How would you ‘fix’ the pension? Is it enough to make ends meet? Why not share your opinion in the comments section below?

8 COMMENTS

  1. Totally agree with David Chapman’s idea – $28 per hour for 38 hours a week – HOWEVER – that would definitely raise the total payment by Government by double – and send the budget into spiral!! This extra $15 per fortnight payment to be received on the 20th September – is ridiculous! Fuel, food, insurance and rents, have all spiralled out of control, and with a fixed income – pensioners and those receiving the payments – CANNOT CATCH UP AT ALL AND SLIDE FURTHER INTO THE ABYSS!!

    Just by allowing pensioners to work as much as they want, and earn whatever they can earn – would take a huge amount of pressure off the Federal budget! I know that Labor, Albanese, Bowen and the rest of the clowns don’t understand how a budget works, or how that would ease the Pension payments every fortnight, as it is too easy!!

    • Hi Peter, Great idea allowing pensioners to work to get extra dollars – but, how many people are prepared to employ an 82 year old ? not too many – believe me, so, us OLDIES are left behind – again. We understand that at our age we should be well in front, however – we didn’t get super to start our life off, but, we are comfortable – but that is all.

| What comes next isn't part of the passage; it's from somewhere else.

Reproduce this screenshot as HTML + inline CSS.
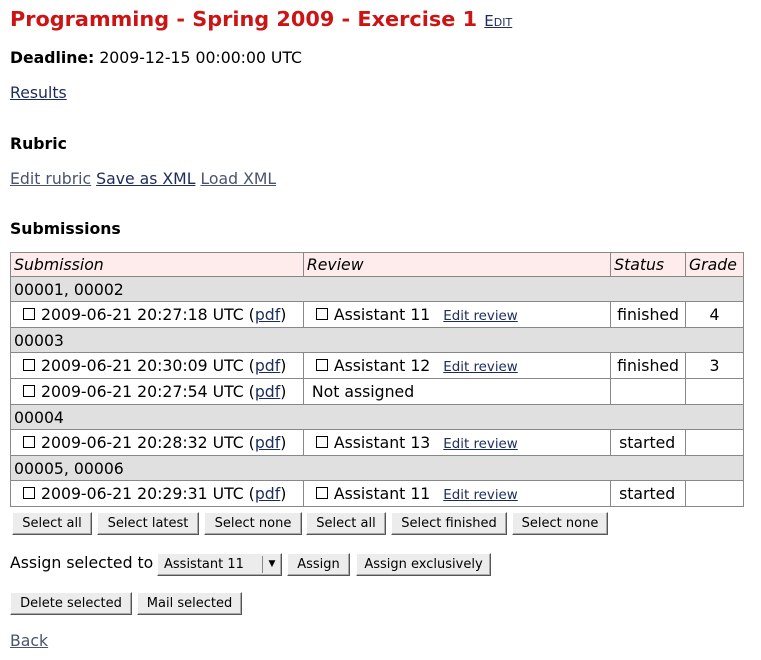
<!DOCTYPE html>
<html><head><style>
body{margin:0;width:761px;height:660px;background:#fff;font-family:"DejaVu Sans","Liberation Sans",sans-serif;font-size:15.7px;color:#000;position:relative;overflow:hidden}
.a{position:absolute;line-height:1;white-space:nowrap}
a{color:#1c2b5a;text-decoration:underline}
a.v{color:#4a5370}
h1{position:absolute;margin:0;left:10px;top:9px;font-size:20.8px;line-height:1;color:#cc1414;white-space:nowrap}
h1 a{font-size:15px;font-weight:normal;font-variant:small-caps;color:#1c2b5a}
table{position:absolute;left:10px;top:252px;border-collapse:collapse;width:734px}
td{border:1px solid #888;padding:0 0 0 3px;font-size:15.7px;white-space:nowrap;height:24px}
tr.h td{background:#fdeceb;font-style:italic;height:23px}
tr.g td{background:#e0e0e0;height:24px}
tr.s td{height:25px}
.cb{display:inline-block;width:10px;height:10px;border:1px solid #000;margin:0 6px 0 9px;vertical-align:0px}
.er{font-size:13.4px;margin-left:8px}
.b{position:absolute;height:21px;background:#ececec;border:1px solid;border-color:#fff #555 #555 #fff;box-shadow:inset -1px -1px 0 #aaa;font-size:13px;line-height:21px;text-align:center;box-sizing:content-box}
</style></head><body>
<h1>Programming - Spring 2009 - Exercise 1 <a href="#">Edit</a></h1>
<div class="a" style="left:10px;top:50px"><b>Deadline:</b> 2009-12-15 00:00:00 UTC</div>
<div class="a" style="left:10px;top:85px"><a href="#">Results</a></div>
<div class="a" style="left:10px;top:136px;font-weight:bold">Rubric</div>
<div class="a" style="left:10px;top:171px"><a class="v" href="#">Edit rubric</a> <a href="#">Save as XML</a> <a class="v" href="#">Load XML</a></div>
<div class="a" style="left:10px;top:221px;font-weight:bold">Submissions</div>
<table>
<colgroup><col style="width:293px"><col style="width:308px"><col style="width:75px"><col style="width:58px"></colgroup>
<tr class="h"><td>Submission</td><td>Review</td><td>Status</td><td>Grade</td></tr>
<tr class="g"><td colspan="4">00001, 00002</td></tr>
<tr class="s"><td><span class="cb"></span>2009-06-21 20:27:18 UTC (<a href="#">pdf</a>)</td><td><span class="cb"></span>Assistant 11 <a class="er" href="#">Edit review</a></td><td style="text-align:center;padding:0">finished</td><td style="text-align:center;padding:0">4</td></tr>
<tr class="g"><td colspan="4">00003</td></tr>
<tr class="s"><td><span class="cb"></span>2009-06-21 20:30:09 UTC (<a href="#">pdf</a>)</td><td><span class="cb"></span>Assistant 12 <a class="er" href="#">Edit review</a></td><td style="text-align:center;padding:0">finished</td><td style="text-align:center;padding:0">3</td></tr>
<tr class="s"><td><span class="cb"></span>2009-06-21 20:27:54 UTC (<a href="#">pdf</a>)</td><td style="padding-left:8px">Not assigned</td><td></td><td></td></tr>
<tr class="g"><td colspan="4">00004</td></tr>
<tr class="s"><td><span class="cb"></span>2009-06-21 20:28:32 UTC (<a href="#">pdf</a>)</td><td><span class="cb"></span>Assistant 13 <a class="er" href="#">Edit review</a></td><td style="padding-left:8px">started</td><td></td></tr>
<tr class="g"><td colspan="4">00005, 00006</td></tr>
<tr class="s"><td><span class="cb"></span>2009-06-21 20:29:31 UTC (<a href="#">pdf</a>)</td><td><span class="cb"></span>Assistant 11 <a class="er" href="#">Edit review</a></td><td style="padding-left:8px">started</td><td></td></tr>
</table>
<div class="b" style="left:12px;top:512px;width:78px">Select all</div>
<div class="b" style="left:97px;top:512px;width:100px">Select latest</div>
<div class="b" style="left:204px;top:512px;width:96px">Select none</div>
<div class="b" style="left:306px;top:512px;width:78px">Select all</div>
<div class="b" style="left:391px;top:512px;width:114px">Select finished</div>
<div class="b" style="left:512px;top:512px;width:94px">Select none</div>
<div class="a" style="left:10px;top:555px">Assign selected to</div>
<div class="b" style="left:157px;top:553px;width:123px;text-align:left"><span style="margin-left:6px">Assistant 11</span><span style="position:absolute;left:104px;top:2px;height:17px;border-left:1px solid #888;width:18px;text-align:center;font-size:9px;line-height:17px">▼</span></div>
<div class="b" style="left:287px;top:553px;width:61px">Assign</div>
<div class="b" style="left:356px;top:553px;width:133px">Assign exclusively</div>
<div class="b" style="left:10px;top:592px;width:120px">Delete selected</div>
<div class="b" style="left:137px;top:592px;width:103px">Mail selected</div>
<div class="a" style="left:10px;top:633px"><a class="v" href="#">Back</a></div>
</body></html>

No more trips away, just stay home and vegetate – anyone feel sorry for us? nope – didn’t think so.

    • It’s simple but the fat cats , the bureaucrats and the swasi economists at Centrelink will do nothing because they are operating on a formula constructed 60 years ago and added to like a house with illegal renovations carried out like a child with a mecano set.
      This is how you do it.
      Wipe the married pension, it is a joke and a disgrace and discrimatory against people in a relationship.
      We should ask why the hell should being in a relationship be any different than any amount of people living together not in a relationship?
      One pension, a single pension.
      This gets rid of duplicity and simplifies the whole pension system.
      Earnings should be treated the same as a wage and be tax free up and to the tax threshold when earning begins attracting tax and yes it should include your pension income, that is only fair.
      Why have all these rules and crack head ideas because the government decides in some way because you receive a benefit you are some how regarded as an alien from another planet.
      If I had the money I would take the government and Centrelink to court and fight their mindless aborrations to the death.

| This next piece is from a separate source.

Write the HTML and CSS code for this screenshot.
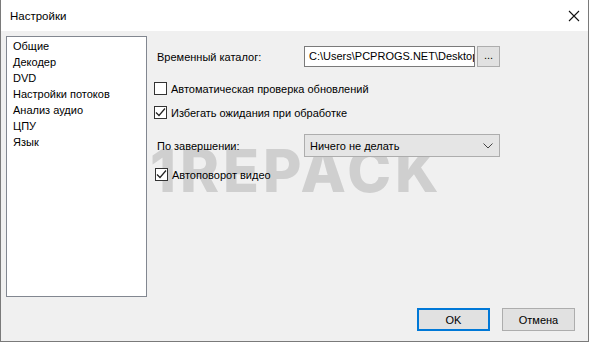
FILE: index.html
```html
<!DOCTYPE html>
<html lang="ru">
<head>
  <meta charset="UTF-8">
  <title>Настройки</title>
  <link rel="stylesheet" href="styles.css">
</head>
<body>
  <div class="window">
    <div class="titlebar">
      <span class="title">Настройки</span>
      <svg class="close" width="12" height="12" viewBox="0 0 12 12">
        <path d="M1 1 L11 11 M11 1 L1 11" stroke="#111" stroke-width="1.1" fill="none"/>
      </svg>
    </div>
    <div class="client">
      <div class="watermark">1REPACK</div>
      <div class="body">
        <ul class="list">
          <li>Общие</li>
          <li>Декодер</li>
          <li>DVD</li>
          <li>Настройки потоков</li>
          <li>Анализ аудио</li>
          <li>ЦПУ</li>
          <li>Язык</li>
        </ul>
        <div class="panel">
          <div class="row row-path">
            <span class="label">Временный каталог:</span>
            <div class="textbox">C:\Users\PCPROGS.NET\Desktop\</div>
            <button class="btn-small">...</button>
          </div>
          <label class="check row-cb1">
            <span class="box"></span>
            <span>Автоматическая проверка обновлений</span>
          </label>
          <label class="check row-cb2">
            <span class="box">
              <svg width="11" height="11" viewBox="0 0 11 11"><path d="M1 5.5 L4 8.5 L10 1.5" stroke="#222" stroke-width="1.2" fill="none"/></svg>
            </span>
            <span>Избегать ожидания при обработке</span>
          </label>
          <div class="row row-combo">
            <span class="label">По завершении:</span>
            <div class="combo">
              <span>Ничего не делать</span>
              <svg width="10" height="6" viewBox="0 0 10 6"><path d="M0.5 0.5 L5 5 L9.5 0.5" stroke="#444" stroke-width="1" fill="none"/></svg>
            </div>
          </div>
          <label class="check row-cb3">
            <span class="box">
              <svg width="11" height="11" viewBox="0 0 11 11"><path d="M1 5.5 L4 8.5 L10 1.5" stroke="#222" stroke-width="1.2" fill="none"/></svg>
            </span>
            <span>Автоповорот видео</span>
          </label>
        </div>
      </div>
      <div class="footer">
        <button class="btn btn-default">OK</button>
        <button class="btn">Отмена</button>
      </div>
    </div>
  </div>
</body>
</html>
```
FILE: styles.css
```css
body {
  margin: 0;
  background: #f0f0f0;
  font-family: "Liberation Sans", Arial, sans-serif;
  font-size: 11px;
  color: #000;
}

.window {
  width: 589px;
  height: 342px;
  box-sizing: border-box;
  border: 1px solid #7a7a7a;
  border-top: none;
  display: flex;
  flex-direction: column;
  overflow: hidden;
}

.titlebar {
  height: 31px;
  background: #fff;
  display: flex;
  align-items: center;
  justify-content: space-between;
  padding: 0 8px 0 9px;
  flex-shrink: 0;
}

.title {
  font-size: 11.5px;
  margin-top: 1px;
}

.client {
  flex: 1;
  position: relative;
  background: #f0f0f0;
  padding: 5px 0 0 5px;
  display: flex;
  flex-direction: column;
}

.watermark {
  position: absolute;
  left: 149px;
  top: 110px;
  font-family: Inter, sans-serif;
  font-weight: 800;
  font-size: 59px;
  line-height: 60px;
  color: #cfcfcf;
  letter-spacing: 4px;
}

.body {
  display: flex;
  position: relative;
  height: 261px;
}

.list {
  width: 141px;
  height: 261px;
  box-sizing: border-box;
  margin: 0;
  padding: 1px 0 0 6px;
  list-style: none;
  background: #fff;
  border: 1px solid #828790;
}

.list li {
  height: 16px;
  line-height: 16px;
}

.panel {
  margin-left: 6px;
  display: flex;
  flex-direction: column;
}

.row {
  display: flex;
  align-items: center;
}

.label {
  width: 151px;
  padding-left: 4px;
  box-sizing: border-box;
}

.row-path {
  margin-top: 10px;
  height: 21px;
}

.textbox {
  width: 171px;
  height: 21px;
  box-sizing: border-box;
  border: 1px solid #7a7a7a;
  background: #fff;
  padding-left: 4px;
  line-height: 19px;
  white-space: nowrap;
  overflow: hidden;
}

.btn-small {
  margin-left: 2px;
  width: 23px;
  height: 21px;
  border: 1px solid #adadad;
  background: #e1e1e1;
  font: inherit;
  padding: 0 0 4px;
  line-height: 12px;
}

.check {
  display: flex;
  align-items: center;
  height: 13px;
}

.check .box {
  width: 13px;
  height: 13px;
  box-sizing: border-box;
  border: 1px solid #333;
  background: #fff;
  margin-right: 4px;
  display: flex;
  align-items: center;
  justify-content: center;
}

.row-cb1 {
  margin-top: 15px;
  margin-left: 1px;
}

.row-cb2 {
  margin-top: 11px;
  margin-left: 1px;
}

.row-combo {
  margin-top: 15px;
  height: 23px;
}

.combo {
  width: 196px;
  height: 23px;
  box-sizing: border-box;
  border: 1px solid #adadad;
  background: #e5e5e5;
  display: flex;
  align-items: center;
  justify-content: space-between;
  padding: 0 6px 0 5px;
}

.row-cb3 {
  margin-top: 11px;
  margin-left: 2px;
}

.footer {
  display: flex;
  justify-content: flex-end;
  gap: 12px;
  margin-top: 11px;
  padding-right: 13px;
}

.btn {
  width: 73px;
  height: 23px;
  box-sizing: border-box;
  border: 1px solid #adadad;
  background: #e1e1e1;
  font: inherit;
  padding: 0;
}

.btn-default {
  border: 2px solid #0078d7;
}
```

  2. As I have posted before this increase still leaves pensioners behind the inflated living costs most of us are experiencing.
    Couples fare particularly badly as we are discriminated against by being paid much less than a single person. The pension should be the same for everyone. Living arrangements should not be a factor.

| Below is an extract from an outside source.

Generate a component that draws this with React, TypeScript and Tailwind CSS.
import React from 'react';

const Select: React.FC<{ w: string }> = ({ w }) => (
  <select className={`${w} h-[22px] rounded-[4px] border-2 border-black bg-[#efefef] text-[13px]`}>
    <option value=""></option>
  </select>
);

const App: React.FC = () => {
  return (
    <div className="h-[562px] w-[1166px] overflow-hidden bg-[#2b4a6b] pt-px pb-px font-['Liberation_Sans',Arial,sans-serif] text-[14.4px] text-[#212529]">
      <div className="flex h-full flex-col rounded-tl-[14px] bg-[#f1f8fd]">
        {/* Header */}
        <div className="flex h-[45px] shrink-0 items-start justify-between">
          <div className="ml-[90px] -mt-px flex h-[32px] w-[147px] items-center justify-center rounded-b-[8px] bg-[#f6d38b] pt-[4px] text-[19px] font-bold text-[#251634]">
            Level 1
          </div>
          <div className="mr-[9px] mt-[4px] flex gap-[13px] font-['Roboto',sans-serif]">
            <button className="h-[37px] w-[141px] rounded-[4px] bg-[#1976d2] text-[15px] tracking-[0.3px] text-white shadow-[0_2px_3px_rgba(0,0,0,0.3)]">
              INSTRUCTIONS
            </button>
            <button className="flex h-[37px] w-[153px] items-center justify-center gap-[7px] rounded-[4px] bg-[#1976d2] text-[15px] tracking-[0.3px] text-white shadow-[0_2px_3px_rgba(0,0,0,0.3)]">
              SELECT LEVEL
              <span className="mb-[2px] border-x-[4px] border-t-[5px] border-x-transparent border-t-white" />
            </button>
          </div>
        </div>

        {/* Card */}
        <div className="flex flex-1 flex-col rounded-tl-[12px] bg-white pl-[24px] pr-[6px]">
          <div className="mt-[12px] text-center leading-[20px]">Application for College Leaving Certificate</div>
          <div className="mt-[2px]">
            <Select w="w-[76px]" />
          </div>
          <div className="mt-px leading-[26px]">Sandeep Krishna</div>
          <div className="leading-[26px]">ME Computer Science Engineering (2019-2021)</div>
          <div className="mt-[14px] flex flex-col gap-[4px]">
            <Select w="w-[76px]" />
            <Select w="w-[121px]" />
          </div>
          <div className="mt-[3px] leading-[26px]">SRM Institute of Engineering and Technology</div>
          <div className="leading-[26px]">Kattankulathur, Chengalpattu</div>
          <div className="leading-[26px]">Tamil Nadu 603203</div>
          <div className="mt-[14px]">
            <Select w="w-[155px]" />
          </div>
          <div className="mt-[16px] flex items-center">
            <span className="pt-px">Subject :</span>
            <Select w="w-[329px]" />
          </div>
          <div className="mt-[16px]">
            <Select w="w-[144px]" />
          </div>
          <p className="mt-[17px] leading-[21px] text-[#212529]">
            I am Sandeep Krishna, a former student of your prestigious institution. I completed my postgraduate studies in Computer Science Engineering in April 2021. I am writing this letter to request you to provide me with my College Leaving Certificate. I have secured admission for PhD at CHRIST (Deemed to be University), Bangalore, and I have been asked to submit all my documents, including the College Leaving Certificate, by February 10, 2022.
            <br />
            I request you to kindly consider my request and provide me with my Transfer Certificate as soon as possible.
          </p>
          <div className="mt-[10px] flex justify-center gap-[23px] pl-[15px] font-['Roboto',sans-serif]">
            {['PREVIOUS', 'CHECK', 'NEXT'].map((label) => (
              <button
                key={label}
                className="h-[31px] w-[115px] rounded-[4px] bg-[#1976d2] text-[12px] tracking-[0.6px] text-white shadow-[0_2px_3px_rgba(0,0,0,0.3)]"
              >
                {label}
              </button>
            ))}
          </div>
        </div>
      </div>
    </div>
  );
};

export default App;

    • i agree as there is nothing to stop 2 or more pensioners living in a shared house splitting bills etc ; know of family members who do this so i also know some who divorced legaly and then shared accommodation the wife lives under her maiden name being legal keeps social security scrutinising ;but they shouldnt need to do this as like single people they worked and paid taxes all their lives

  3. If the pension rise is less than inflation, it will make very little difference to the average pensioner. Smoke and mirrors will not fool the aged. We know all the political cons. Time for a pensioners political voting block, the only way governments will take any notice.

  4. It’s simple but the fat cats , the bureaucrats and the swasi economists at Centrelink will do nothing because they are operating on a formula constructed 60 years ago and added to like a house with illegal renovations carried out like a child with a mecano set.
    This is how you do it.
    Wipe the married pension, it is a joke and a disgrace and discrimatory against people in a relationship.
    We should ask why the hell should being in a relationship be any different than any amount of people living together not in a relationship?
    One pension, a single pension.
    This gets rid of duplicity and simplifies the whole pension system.
    Earnings should be treated the same as a wage and be tax free up and to the tax threshold when earning begins attracting tax and yes it should include your pension income, that is only fair.
    Why have all these rules and crack head ideas because the government decides in some way because you receive a benefit you are some how regarded as an alien from another planet.
    If I had the money I would take the government and Centrelink to court and fight their mindless aborrations to the death.

  5. The whole thing is a scam. Politicians have had the answers given to them over and over, but keep reducing the livability for older Australians. It is clearly the plan to get rid of the old, the unwell, the ‘unproductive’ and push the money tied up in older Australian’s assets back into circulation. Dictators do this, but it shouldn’t be what we expect in Australia.